When the pain of his disappointment hits us, our inclination is to soothe him. We might want to tell him that it’s just a game, or that you’re just joking around. My advice, change the subject. Don’t let him grow despondent, wallow in the misery of his frustration, or let him cry. Change the subject to something he beats you in. Do whatever you can to avoid negative connotations and build up his pride, but don’t give up the game, and don’t talk about Potty Race. Just do it. 

My patience and diligence paid off on Thursday, when he beat me, and it was glorious … for him. I feigned the agony of defeat. My inclination was to share the victory with him, but I refrained from doing so, knowing that I had to keep that stoked fire bright orange. I was inconsolable in defeat, and he loved every minute of it. 

He was almost undefeated from that point forward, and whatever wounds he experienced in the early stages of Potty Race were healed. To show how healed they were, he would shout, “Potty Race!” and I would have to chase him down the hall to pointlessly try to defeat him.

He still sat to pee, particularly when I wasn’t around to race him, but the repetition of potty race eventually established the routine in ways my wife couldn’t believe.

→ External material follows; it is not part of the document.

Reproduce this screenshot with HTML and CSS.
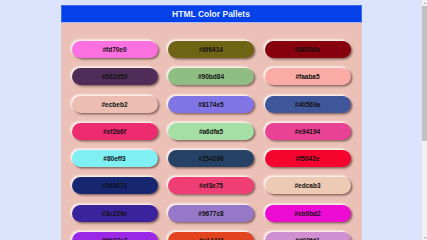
FILE: index.html
```html
<!DOCTYPE html>
<html lang="en">
<head>
    <meta charset="utf-8"/>
    <title>HTML Color Pallets</title>
    <link rel="stylesheet" href="styles.css">
</head>
<body>
<div class="pallet-wrapper">
    <h1 class="pallet-title">HTML Color Pallets</h1>
    <div class="pallet-grid">
        <div class="pallet" style="background: #fd70e0">#fd70e0</div>
        <div class="pallet" style="background: #6f6414">#6f6414</div>
        <div class="pallet" style="background: #86000e">#86000e</div>

        <div class="pallet" style="background: #502d59">#502d59</div>
        <div class="pallet" style="background: #90bd84">#90bd84</div>
        <div class="pallet" style="background: #faaba5">#faaba5</div>

        <div class="pallet" style="background: #ecbeb2">#ecbeb2</div>
        <div class="pallet" style="background: #8174e5">#8174e5</div>
        <div class="pallet" style="background: #40569a">#40569a</div>

        <div class="pallet" style="background: #ef2b6f">#ef2b6f</div>
        <div class="pallet" style="background: #a6dfa5">#a6dfa5</div>
        <div class="pallet" style="background: #e94194">#e94194</div>

        <div class="pallet" style="background: #80eff3">#80eff3</div>
        <div class="pallet" style="background: #254266">#254266</div>
        <div class="pallet" style="background: #f5042e">#f5042e</div>

        <div class="pallet" style="background: #162671">#162671</div>
        <div class="pallet" style="background: #ef3e75">#ef3e75</div>
        <div class="pallet" style="background: #edcab3">#edcab3</div>

        <div class="pallet" style="background: #3c239e">#3c239e</div>
        <div class="pallet" style="background: #9677c8">#9677c8</div>
        <div class="pallet" style="background: #eb0bd2">#eb0bd2</div>

        <div class="pallet" style="background: #9b27e7">#9b27e7</div>
        <div class="pallet" style="background: #e1441f">#e1441f</div>
        <div class="pallet" style="background: #d08fd1">#d08fd1</div>

        <div class="pallet" style="background: #3fa7c2">#3fa7c2</div>
        <div class="pallet" style="background: #f2d35a">#f2d35a</div>
        <div class="pallet" style="background: #5b8e3d">#5b8e3d</div>
    </div>
</div>

<!-- stand-in for the browser scrollbar -->
<div class="scrollbar">
    <span class="scroll-arrow">&#9652;</span>
    <div class="scroll-thumb"></div>
    <span class="scroll-arrow scroll-arrow-down">&#9662;</span>
</div>
</body>
</html>
```

FILE: styles.css
```css
body {
    margin: 0 5px 0 0;
    padding-top: 5px;
    background: #dce3fc;
    font-family: "Liberation Sans", Arial, sans-serif;
}

.pallet-wrapper {
    width: 301px;
    margin: 0 auto;
    background: #ebc1b7;
}

.pallet-title {
    margin: 0;
    height: 16px;
    line-height: 16px;
    background: #0441e8;
    border: solid 1px #3f6af0;
    border-bottom-color: #a9bdf6;
    color: #eef2ff;
    font-size: 8.5px;
    font-weight: bold;
    text-align: center;
}

.pallet-grid {
    display: grid;
    grid-template-columns: repeat(3, 86px);
    justify-content: space-between;
    row-gap: 10.3px;
    padding: 18px 11px 20px;
}

.pallet {
    height: 17px;
    line-height: 17px;
    border-radius: 9px;
    text-align: center;
    font-size: 6.5px;
    font-weight: bold;
    color: #111;
    box-shadow: 1.5px 1.5px 2px rgba(60, 30, 25, 0.55),
                -1.5px -1.5px 2px rgba(255, 255, 255, 0.85);
}

.scrollbar {
    position: fixed;
    top: 0;
    right: 0;
    width: 5px;
    height: 100%;
    display: flex;
    flex-direction: column;
    background: #f1f1f1;
}

.scroll-arrow {
    height: 5px;
    line-height: 5px;
    font-size: 4px;
    color: #a3a3a3;
    text-align: center;
}

.scroll-arrow-down {
    margin-top: auto;
}

.scroll-thumb {
    height: 135px;
    margin-top: 1px;
    background: #c1c1c1;
}
```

She didn’t care for potty race when it began, and she all but bit her tongue as I continued to employ it. She didn’t appreciate the philosophy behind it, the methodology, or the lack of results. She had particular disdain for the touchdown dances, as she didn’t see them as constructive. Potty Race did not work in the beginning, but what does with a two-to-three-year-old? “We’ve tried everything else,” I said. “I say we what-the-hell it.” She conceded the point, but I could tell she didn’t think my idea would ever work, until it did. She’s such a convert now that she’s spreading the gospel even though I told her you don’t talk about Potty Race.